Snowden gives a fascinating account of this technical work, which was the part I found most interesting to read.  He is very gifted in describing very technical and complex mechanisms in a simple manner that is easy for the reader to comprehend.  One of the most interesting sections of the book is how he managed to download, save, and remove classified information.  He even has a whole chapter about encryption and how when we delete files from our personal computer, we really do not permanently delete them.  Snowden calls encryption the “single best hope for fighting surveillance of any kind.”

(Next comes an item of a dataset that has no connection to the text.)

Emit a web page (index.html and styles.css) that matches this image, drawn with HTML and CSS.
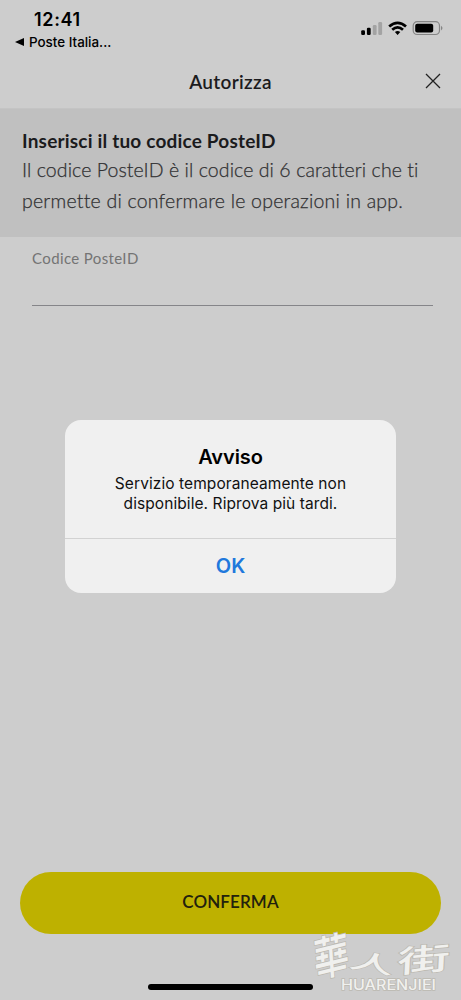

Permanent Record gives a compelling account of Snowden's life history, his work, and personal relations.  But Snowden’s book might leave readers wanting a more in depth analysis of his internal struggle and reasons for releasing classified information.  Those reasons felt glossed over with a small mention of how the Fourth, Fifth, Six, Seven, and Eighth Amendments were violated, and thus, he had to disclose the classified information.  Snowden’s analysis would benefit from addressing counter arguments to the American government, indicating that by disclosing classified information, Snowden would be putting American life at risk.

Snowden wanted people to know they were being monitored by the government without a warrant, and in his last chapter, he highlighted that we are being monitored simply by reading his book.  Snowden also leaves the reader with something bigger, a clearer understanding of government mass surveillance and government secrecy, and the struggles for individuals to maintain their privacy.